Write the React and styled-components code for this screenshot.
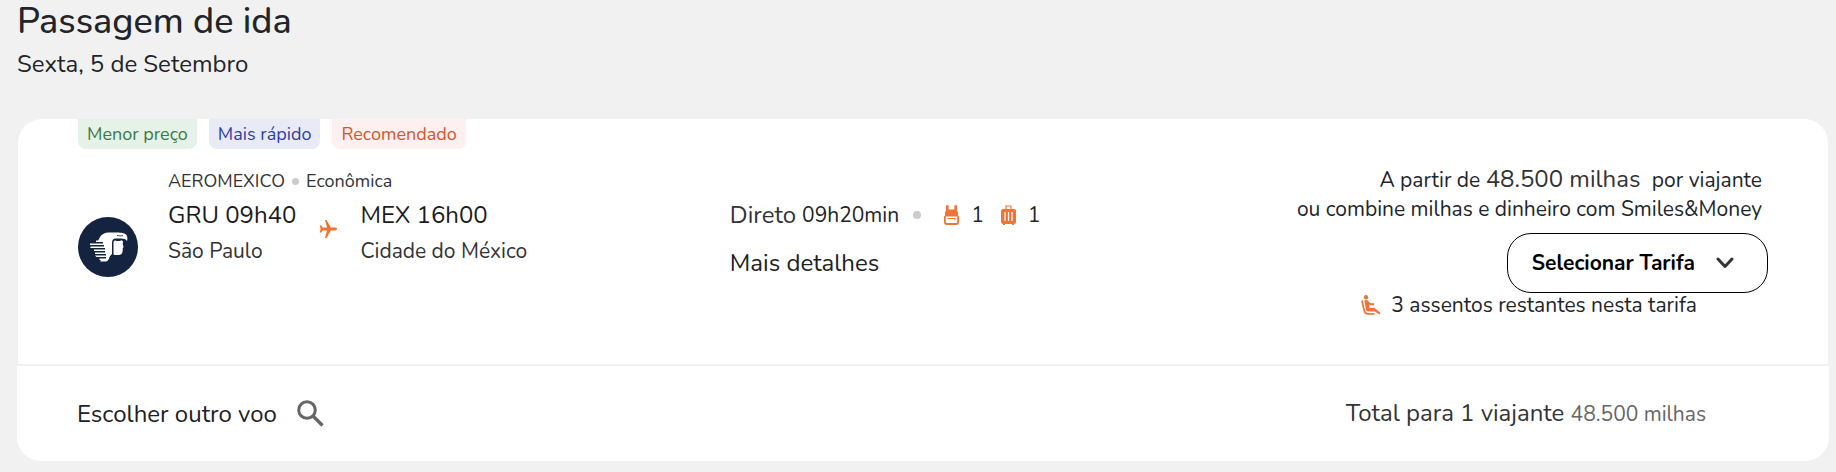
import React from "react";
import styled, { createGlobalStyle } from "styled-components";

const Global = createGlobalStyle`
  * { box-sizing: border-box; }
  body { margin: 0; background: #f1f1f1; color: #212529; font-family: Nunito, Lato, "Liberation Sans", sans-serif; }
  h1, h2, p { margin: 0; font-weight: 400; }
  svg { display: block; flex: none; }
`;

const Page = styled.main`
  padding: 0 7px 11px 17px;
`;
const Heading = styled.header`
  height: 119px;
`;
const Title = styled.h1`
  font-size: 36px;
  font-weight: 500;
  line-height: 43px;
`;
const Subtitle = styled.p`
  font-size: 24px;
  line-height: 43px;
`;
const Body = styled.section`
  min-height: 245px;
  margin: 0 1px;
  padding: 0 60px;
  background: #fff;
  border-radius: 24px 24px 0 0;
`;
const Badges = styled.div`
  display: flex;
  gap: 12px;
`;
const tones = {
  green: ["#e6f1e8", "#3b7a45"],
  blue: ["#e8eaf6", "#2d3fa5"],
  red: ["#fdf0f1", "#d4562c"],
};
const Badge = styled.span`
  padding: 0 9px;
  border-radius: 0 0 8px 8px;
  font-size: 18px;
  line-height: 30px;
  background: ${(p) => tones[p.$tone][0]};
  color: ${(p) => tones[p.$tone][1]};
`;
const Columns = styled.div`
  display: grid;
  grid-template-columns: 5fr 4fr 4fr;
  column-gap: 8px;
  padding-top: 16px;
`;
const Flight = styled.div`
  display: flex;
  gap: 30px;
  padding-top: 1px;
`;
const LogoBox = styled.div`
  padding-top: 51px;
`;
const Airline = styled.div`
  display: flex;
  align-items: center;
  font-size: 18px;
  line-height: 31px;
  color: #333;
`;
const Dot = styled.i`
  width: ${(p) => p.$size}px;
  height: ${(p) => p.$size}px;
  margin: 0 ${(p) => p.$after}px 0 ${(p) => p.$before}px;
  border-radius: 50%;
  background: #ccc;
`;
const Route = styled.div`
  display: flex;
  gap: 23px;
`;
const Time = styled.p`
  font-size: 24px;
  line-height: 36px;
  color: #1c1c1c;
`;
const City = styled.p`
  font-size: 21px;
  line-height: 36px;
  color: #333;
`;
const PlaneBox = styled.div`
  padding-top: 23px;
`;
const Details = styled.div`
  padding-top: 32px;
`;
const Line = styled.div`
  display: flex;
  align-items: center;
  line-height: 36px;
`;
const Stops = styled.span`
  font-size: 24px;
  color: #333;
  margin-right: 6px;
`;
const Small = styled.span`
  font-size: 21px;
`;
const Bag = styled.span`
  display: flex;
  align-items: center;
  gap: 12px;
  margin-right: 17px;
  font-size: 21px;
`;
const PlainLink = styled.a`
  display: inline-flex;
  align-items: center;
  gap: 20px;
  margin-top: ${(p) => p.$top || 0}px;
  font-size: 24px;
  line-height: 36px;
  color: #212121;
  text-decoration: none;
`;
const Price = styled.div`
  display: flex;
  flex-direction: column;
  align-items: flex-end;
`;
const PriceLine = styled.p`
  padding-right: 6px;
  font-size: 21px;
  line-height: 29px;
  white-space: nowrap;
`;
const Miles = styled.strong`
  margin-right: 6px;
  font-size: 24px;
  font-weight: 400;
  color: #333;
`;
const Select = styled.button`
  display: flex;
  align-items: center;
  gap: 21px;
  height: 60px;
  margin-top: 9px;
  padding: 0 33px 0 24px;
  border: 1px solid #000;
  border-radius: 24px;
  background: #fff;
  color: #000;
  font: 700 21px/30px Nunito, Lato, "Liberation Sans", sans-serif;
`;
const Seats = styled.p`
  display: flex;
  align-items: center;
  gap: 10px;
  padding-right: 71px;
  font-size: 21px;
  line-height: 24px;
`;
const Footer = styled.footer`
  display: flex;
  align-items: center;
  justify-content: space-between;
  min-height: 97px;
  padding: 0 123px 0 60px;
  border-top: 2px solid #f1f1f1;
  border-radius: 0 0 24px 24px;
  background: #fff;
`;
const Total = styled.p`
  font-size: 24px;
  line-height: 36px;
  color: #333;
`;
const TotalMiles = styled.span`
  font-size: 21px;
  color: #666;
`;

const Logo = () => (
  <svg width="60" height="60" viewBox="0 0 60 60" role="img" aria-label="Aeromexico">
    <circle cx="30" cy="30" r="30" fill="#14233f" />
    <path
      fill="#fff"
      d="M21 22c1-3 4-6 9-6.500h11c4 .2 7.500 1.500 8 3.500.5 2 .5 3 0 5-1-1.700-3-2.500-6-2.500h-5c-3 0-4 1.500-4 4.500v11c-1.500 1.500-2.500 2.500-3 4.500-.5 1.500-1.500 2.500-3 3h-6l1-1.500h-1.500v-1.500H28V40h-9.500l-1.500-1.500h11V37H17v-1.500h10V34H16v-1.500h11V31H12.500v-1.500H26V28H12v-1.500h13V25h-7v-1.500h2z"
    />
    <path fill="#fff" d="M35.500 25c0-1 1-1.500 2-1.500 1 .8 5 .8 6-.2l1.500 1-.3 3 1 3-.9.5c0 5-.8 7.200-3.800 7.200h-4c-1 0-1.500-.5-1.500-1.500z" />
    <path stroke="#14233f" strokeWidth=".8" fill="none" d="M39 18.500c2 .5 4 .5 6 .2" />
  </svg>
);
const Plane = () => (
  <svg width="18" height="18" viewBox="0 0 18 18" fill="#ee7536" aria-hidden="true">
    <path d="M6 0h1.600l4.200 7.500h4.700c2 0 2 3 0 3h-4.700L7.600 18H6l2-7.500H3.800L2.300 12.500H.7L1.600 9 .7 5.500h1.600l1.500 2H8z" />
  </svg>
);
const Backpack = () => (
  <svg width="15" height="20" viewBox="0 0 15 20" aria-hidden="true">
    <path fill="#ee7536" d="M2 .3h2.600V4.500h5.800V.3H13V5.500l1 2v3l1 1v5.500a3 3 0 0 1-3 3H3a3 3 0 0 1-3-3v-5.500l1-1v-3l1-2z" />
    <path fill="#fff" d="M1.800 11.500h11.400v5.500a1 1 0 0 1-1 1H2.800a1 1 0 0 1-1-1z" />
    <path fill="none" stroke="#ee7536" d="M3.500 13.500h7.500v1.800" />
  </svg>
);
const Suitcase = () => (
  <svg width="15" height="20" viewBox="0 0 15 20" aria-hidden="true">
    <path fill="none" stroke="#ee7536" strokeWidth="1.200" d="M5 5V1h5v4" />
    <path fill="#ee7536" d="M2 4h11a2 2 0 0 1 2 2v11a2 2 0 0 1-2 2v1h-2v-1H4v1H2v-1a2 2 0 0 1-2-2V6a2 2 0 0 1 2-2z" />
    <path stroke="#fff" strokeWidth="1.200" d="M4 7v9M7.500 7v9M11 7v9" />
  </svg>
);
const Seat = () => (
  <svg width="20" height="20" viewBox="0 0 20 20" fill="none" stroke="#ee7536" aria-hidden="true">
    <circle cx="5" cy="2.200" r="2.200" fill="#ee7536" stroke="none" />
    <path fill="#ee7536" stroke="none" d="M3.500 5.500c2-1 3.500 0 4.500 1.500 2 1.500 3 1.500 5 1v2c-2 .6-3.500.2-5-.6l.6 3.600H13c1 0 2 1 3 2l3.600 3-1.200 1.500-4.400-3H7.500C6 16.500 5 15.500 4.800 14z" />
    <path strokeWidth="1.700" d="M1 5.500 3 15c.5 2.500 1.500 3.800 4 3.800h6.500" />
  </svg>
);
const Chevron = () => (
  <svg width="18" height="12" viewBox="0 0 18 12" fill="none" stroke="#333" strokeWidth="3" aria-hidden="true">
    <path strokeLinecap="round" strokeLinejoin="round" d="m2 2 7 7.500L16 2" />
  </svg>
);
const Search = () => (
  <svg width="27" height="27" viewBox="0 0 27 27" fill="none" stroke="#666" strokeWidth="3" aria-hidden="true">
    <circle cx="10" cy="10" r="8.300" />
    <path d="m16 16 9.500 9.500" strokeWidth="3.400" />
  </svg>
);

export default function App() {
  return (
    <Page>
      <Global />
      <Heading>
        <Title>Passagem de ida</Title>
        <Subtitle>Sexta, 5 de Setembro</Subtitle>
      </Heading>
      <Body>
        <Badges>
          <Badge $tone="green">Menor preço</Badge>
          <Badge $tone="blue">Mais rápido</Badge>
          <Badge $tone="red">Recomendado</Badge>
        </Badges>
        <Columns>
          <Flight>
            <LogoBox><Logo /></LogoBox>
            <div>
              <Airline>
                AEROMEXICO
                <Dot $size={7} $before={7} $after={7} />
                Econômica
              </Airline>
              <Route>
                <div>
                  <Time>GRU 09h40</Time>
                  <City>São Paulo</City>
                </div>
                <PlaneBox><Plane /></PlaneBox>
                <div>
                  <Time>MEX 16h00</Time>
                  <City>Cidade do México</City>
                </div>
              </Route>
            </div>
          </Flight>
          <Details>
            <Line>
              <Stops>Direto</Stops>
              <Small>09h20min</Small>
              <Dot $size={8} $before={14} $after={23} />
              <Bag><Backpack />1</Bag>
              <Bag><Suitcase />1</Bag>
            </Line>
            <PlainLink href="#detalhes" $top={12}>Mais detalhes</PlainLink>
          </Details>
          <Price>
            <PriceLine>A partir de <Miles>48.500 milhas</Miles> por viajante</PriceLine>
            <PriceLine>ou combine milhas e dinheiro com Smiles&amp;Money</PriceLine>
            <Select type="button">Selecionar Tarifa<Chevron /></Select>
            <Seats><Seat />3 assentos restantes nesta tarifa</Seats>
          </Price>
        </Columns>
      </Body>
      <Footer>
        <PlainLink href="#voos">Escolher outro voo<Search /></PlainLink>
        <Total>Total para 1 viajante <TotalMiles>48.500 milhas</TotalMiles></Total>
      </Footer>
    </Page>
  );
}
◆ ◆ ◆
# REQUIREMENTS:
Among the lines of the material, find those that hold the word "React" and copy them.

# FULL ANSWER:
Write the React and styled-components code for this screenshot.
import React from "react";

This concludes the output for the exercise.